» WORK TO BE COMPLETED: Emit the data below verbatim, stripping out any pictures.

* START GIVEN DATA *

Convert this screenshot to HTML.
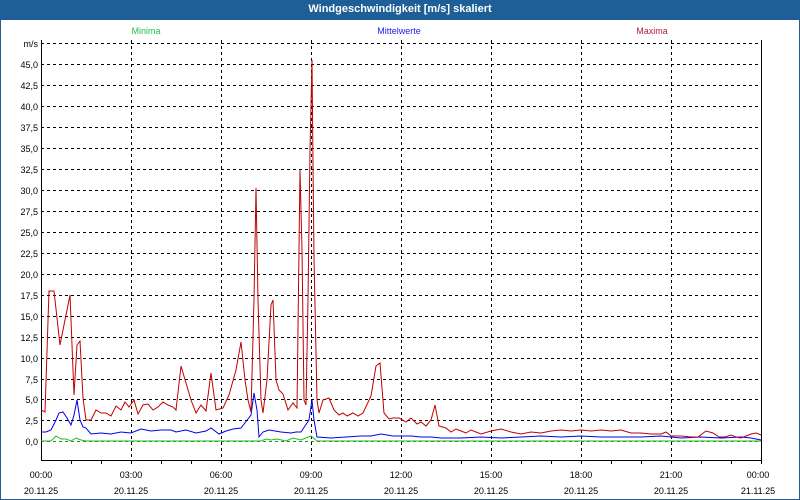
<!DOCTYPE html>
<html><head><meta charset="utf-8"><style>
html,body{margin:0;padding:0;background:#fff;}
#w{position:relative;width:800px;height:500px;box-sizing:border-box;border:1px solid #1d5f96;border-top:none;background:#fff;font-family:"Liberation Sans",sans-serif;}
#t{position:absolute;left:0;top:0;width:798px;height:20px;background:#1d5f96;color:#fff;font-weight:bold;font-size:11px;text-align:center;line-height:19px;}
svg{position:absolute;left:0;top:0;}
text{font-family:"Liberation Sans",sans-serif;font-size:9px;}
</style></head><body><div id="w"><div id="t">Windgeschwindigkeit [m/s] skaliert</div>
<svg width="800" height="500" viewBox="0 0 800 500">
<g font-size="9">
<text x="145" y="34" fill="#22c055" text-anchor="middle">Minima</text>
<text x="398" y="34" fill="#2020ee" text-anchor="middle">Mittelwerte</text>
<text x="651" y="34" fill="#b02040" text-anchor="middle">Maxima</text>
</g>
<g stroke="#000" stroke-dasharray="3,3" stroke-width="1">
<path d="M40 43.5H760M40 64.5H760M40 85.5H760M40 106.5H760M40 127.5H760M40 148.5H760M40 169.5H760M40 190.5H760M40 211.5H760M40 232.5H760M40 253.5H760M40 274.5H760M40 295.5H760M40 316.5H760M40 337.5H760M40 358.5H760M40 379.5H760M40 399.5H760M40 420.5H760"/>
<path d="M130.5 40V460M220.5 40V460M310.5 40V460M400.5 40V460M490.5 40V460M580.5 40V460M670.5 40V460"/>
</g>
<path d="M40 441.5H760" stroke="#2a8a2a" stroke-dasharray="3,3"/>
<g stroke="#000" fill="none">
<path d="M40.5 40V460.5H760.5V40"/>
<path d="M70.5 460V464M100.5 460V464M130.5 460V464M160.5 460V464M190.5 460V464M220.5 460V464M250.5 460V464M280.5 460V464M310.5 460V464M340.5 460V464M370.5 460V464M400.5 460V464M430.5 460V464M460.5 460V464M490.5 460V464M520.5 460V464M550.5 460V464M580.5 460V464M610.5 460V464M640.5 460V464M670.5 460V464M700.5 460V464M730.5 460V464M760.5 460V464"/>
</g>
<g fill="#000" text-anchor="end">
<text x="37" y="47">m/s</text><text x="37" y="68">45,0</text><text x="37" y="89">42,5</text><text x="37" y="110">40,0</text><text x="37" y="131">37,5</text><text x="37" y="152">35,0</text><text x="37" y="173">32,5</text><text x="37" y="194">30,0</text><text x="37" y="215">27,5</text><text x="37" y="236">25,0</text><text x="37" y="257">22,5</text><text x="37" y="278">20,0</text><text x="37" y="299">17,5</text><text x="37" y="320">15,0</text><text x="37" y="341">12,5</text><text x="37" y="362">10,0</text><text x="37" y="383">7,5</text><text x="37" y="403">5,0</text><text x="37" y="424">2,5</text><text x="37" y="445">0,0</text>
</g>
<g fill="#000" text-anchor="middle">
<text x="40" y="478">00:00</text><text x="40" y="494">20.11.25</text>
<text x="130" y="478">03:00</text><text x="130" y="494">20.11.25</text>
<text x="220" y="478">06:00</text><text x="220" y="494">20.11.25</text>
<text x="310" y="478">09:00</text><text x="310" y="494">20.11.25</text>
<text x="400" y="478">12:00</text><text x="400" y="494">20.11.25</text>
<text x="490" y="478">15:00</text><text x="490" y="494">20.11.25</text>
<text x="580" y="478">18:00</text><text x="580" y="494">20.11.25</text>
<text x="670" y="478">21:00</text><text x="670" y="494">20.11.25</text>
<text x="757" y="478">00:00</text><text x="757" y="494">21.11.25</text>
</g>
<polyline fill="none" stroke="#22bb22" points="40,441 50,441 55,436 60,439 65,439 70,441 75,438 80,440 85,441 260,441 265,439 270,440 276,439 285,441 292,438 300,440 310,436 316,441 760,441"/>
<polyline fill="none" stroke="#0000ee" points="40,432 45,432 50,430 55,420 58,413 62,412 66,418 70,425 73,415 76,400 79,420 82,427 85,428 90,434 100,433 110,434 120,432 130,433 140,429 150,431 160,430 170,430 175,432 185,430 195,433 205,431 210,428 218,434 225,431 232,429 240,428 250,415 253,393 256,410 258,437 262,432 268,430 280,432 290,433 295,432 300,432 308,420 311,400 313,420 316,437 330,438 345,437 360,436 370,436 380,434 392,436 410,436 420,437 430,437 440,438 460,438 480,437 500,438 520,437 540,436 560,437 580,436 600,437 620,437 640,437 660,436 680,438 700,437 720,438 740,437 750,438 760,440"/>
<polyline fill="none" stroke="#c00000" points="40,410 44,412 48,291 53,291 59,345 66,310 69,295 73,395 76,345 79,341 82,398 85,420 90,420 95,410 100,413 105,413 110,416 115,406 120,410 124,402 128,407 133,400 137,414 142,405 147,404 152,410 157,407 162,402 167,405 172,407 175,410 180,366 185,383 190,400 195,413 200,405 205,411 210,373 215,410 222,408 228,395 235,370 240,342 244,380 247,400 250,412 253,300 255,188 257,300 260,400 262,413 266,380 270,305 272,300 275,380 278,390 282,394 287,410 292,403 296,408 299,170 301,250 303,400 305,405 307,300 309,150 311,60 312,165 313,258 316,400 318,413 322,400 328,398 333,410 338,415 342,413 346,416 352,413 357,416 362,413 370,396 375,366 379,363 383,413 388,419 392,418 398,418 405,422 410,418 416,424 420,422 425,426 430,420 434,405 438,426 445,428 450,432 455,429 460,431 465,433 470,430 480,434 490,431 500,429 510,432 520,434 530,432 540,433 550,431 560,430 570,431 580,430 590,431 600,430 610,431 620,430 630,433 640,433 650,434 660,434 665,432 670,436 680,436 690,437 697,437 705,431 712,433 718,437 724,437 730,435 735,437 740,438 745,436 750,434 755,433 760,435"/>
</svg></div></body></html>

* END GIVEN DATA *

» SOLUTION BELOW:
Convert this screenshot to HTML.
<!DOCTYPE html>
<html><head><meta charset="utf-8"><style>
html,body{margin:0;padding:0;background:#fff;}
#w{position:relative;width:800px;height:500px;box-sizing:border-box;border:1px solid #1d5f96;border-top:none;background:#fff;font-family:"Liberation Sans",sans-serif;}
#t{position:absolute;left:0;top:0;width:798px;height:20px;background:#1d5f96;color:#fff;font-weight:bold;font-size:11px;text-align:center;line-height:19px;}
svg{position:absolute;left:0;top:0;}
text{font-family:"Liberation Sans",sans-serif;font-size:9px;}
</style></head><body><div id="w"><div id="t">Windgeschwindigkeit [m/s] skaliert</div>
<svg width="800" height="500" viewBox="0 0 800 500">
<g font-size="9">
<text x="145" y="34" fill="#22c055" text-anchor="middle">Minima</text>
<text x="398" y="34" fill="#2020ee" text-anchor="middle">Mittelwerte</text>
<text x="651" y="34" fill="#b02040" text-anchor="middle">Maxima</text>
</g>
<g stroke="#000" stroke-dasharray="3,3" stroke-width="1">
<path d="M40 43.5H760M40 64.5H760M40 85.5H760M40 106.5H760M40 127.5H760M40 148.5H760M40 169.5H760M40 190.5H760M40 211.5H760M40 232.5H760M40 253.5H760M40 274.5H760M40 295.5H760M40 316.5H760M40 337.5H760M40 358.5H760M40 379.5H760M40 399.5H760M40 420.5H760"/>
<path d="M130.5 40V460M220.5 40V460M310.5 40V460M400.5 40V460M490.5 40V460M580.5 40V460M670.5 40V460"/>
</g>
<path d="M40 441.5H760" stroke="#2a8a2a" stroke-dasharray="3,3"/>
<g stroke="#000" fill="none">
<path d="M40.5 40V460.5H760.5V40"/>
<path d="M70.5 460V464M100.5 460V464M130.5 460V464M160.5 460V464M190.5 460V464M220.5 460V464M250.5 460V464M280.5 460V464M310.5 460V464M340.5 460V464M370.5 460V464M400.5 460V464M430.5 460V464M460.5 460V464M490.5 460V464M520.5 460V464M550.5 460V464M580.5 460V464M610.5 460V464M640.5 460V464M670.5 460V464M700.5 460V464M730.5 460V464M760.5 460V464"/>
</g>
<g fill="#000" text-anchor="end">
<text x="37" y="47">m/s</text><text x="37" y="68">45,0</text><text x="37" y="89">42,5</text><text x="37" y="110">40,0</text><text x="37" y="131">37,5</text><text x="37" y="152">35,0</text><text x="37" y="173">32,5</text><text x="37" y="194">30,0</text><text x="37" y="215">27,5</text><text x="37" y="236">25,0</text><text x="37" y="257">22,5</text><text x="37" y="278">20,0</text><text x="37" y="299">17,5</text><text x="37" y="320">15,0</text><text x="37" y="341">12,5</text><text x="37" y="362">10,0</text><text x="37" y="383">7,5</text><text x="37" y="403">5,0</text><text x="37" y="424">2,5</text><text x="37" y="445">0,0</text>
</g>
<g fill="#000" text-anchor="middle">
<text x="40" y="478">00:00</text><text x="40" y="494">20.11.25</text>
<text x="130" y="478">03:00</text><text x="130" y="494">20.11.25</text>
<text x="220" y="478">06:00</text><text x="220" y="494">20.11.25</text>
<text x="310" y="478">09:00</text><text x="310" y="494">20.11.25</text>
<text x="400" y="478">12:00</text><text x="400" y="494">20.11.25</text>
<text x="490" y="478">15:00</text><text x="490" y="494">20.11.25</text>
<text x="580" y="478">18:00</text><text x="580" y="494">20.11.25</text>
<text x="670" y="478">21:00</text><text x="670" y="494">20.11.25</text>
<text x="757" y="478">00:00</text><text x="757" y="494">21.11.25</text>
</g>
<polyline fill="none" stroke="#22bb22" points="40,441 50,441 55,436 60,439 65,439 70,441 75,438 80,440 85,441 260,441 265,439 270,440 276,439 285,441 292,438 300,440 310,436 316,441 760,441"/>
<polyline fill="none" stroke="#0000ee" points="40,432 45,432 50,430 55,420 58,413 62,412 66,418 70,425 73,415 76,400 79,420 82,427 85,428 90,434 100,433 110,434 120,432 130,433 140,429 150,431 160,430 170,430 175,432 185,430 195,433 205,431 210,428 218,434 225,431 232,429 240,428 250,415 253,393 256,410 258,437 262,432 268,430 280,432 290,433 295,432 300,432 308,420 311,400 313,420 316,437 330,438 345,437 360,436 370,436 380,434 392,436 410,436 420,437 430,437 440,438 460,438 480,437 500,438 520,437 540,436 560,437 580,436 600,437 620,437 640,437 660,436 680,438 700,437 720,438 740,437 750,438 760,440"/>
<polyline fill="none" stroke="#c00000" points="40,410 44,412 48,291 53,291 59,345 66,310 69,295 73,395 76,345 79,341 82,398 85,420 90,420 95,410 100,413 105,413 110,416 115,406 120,410 124,402 128,407 133,400 137,414 142,405 147,404 152,410 157,407 162,402 167,405 172,407 175,410 180,366 185,383 190,400 195,413 200,405 205,411 210,373 215,410 222,408 228,395 235,370 240,342 244,380 247,400 250,412 253,300 255,188 257,300 260,400 262,413 266,380 270,305 272,300 275,380 278,390 282,394 287,410 292,403 296,408 299,170 301,250 303,400 305,405 307,300 309,150 311,60 312,165 313,258 316,400 318,413 322,400 328,398 333,410 338,415 342,413 346,416 352,413 357,416 362,413 370,396 375,366 379,363 383,413 388,419 392,418 398,418 405,422 410,418 416,424 420,422 425,426 430,420 434,405 438,426 445,428 450,432 455,429 460,431 465,433 470,430 480,434 490,431 500,429 510,432 520,434 530,432 540,433 550,431 560,430 570,431 580,430 590,431 600,430 610,431 620,430 630,433 640,433 650,434 660,434 665,432 670,436 680,436 690,437 697,437 705,431 712,433 718,437 724,437 730,435 735,437 740,438 745,436 750,434 755,433 760,435"/>
</svg></div></body></html>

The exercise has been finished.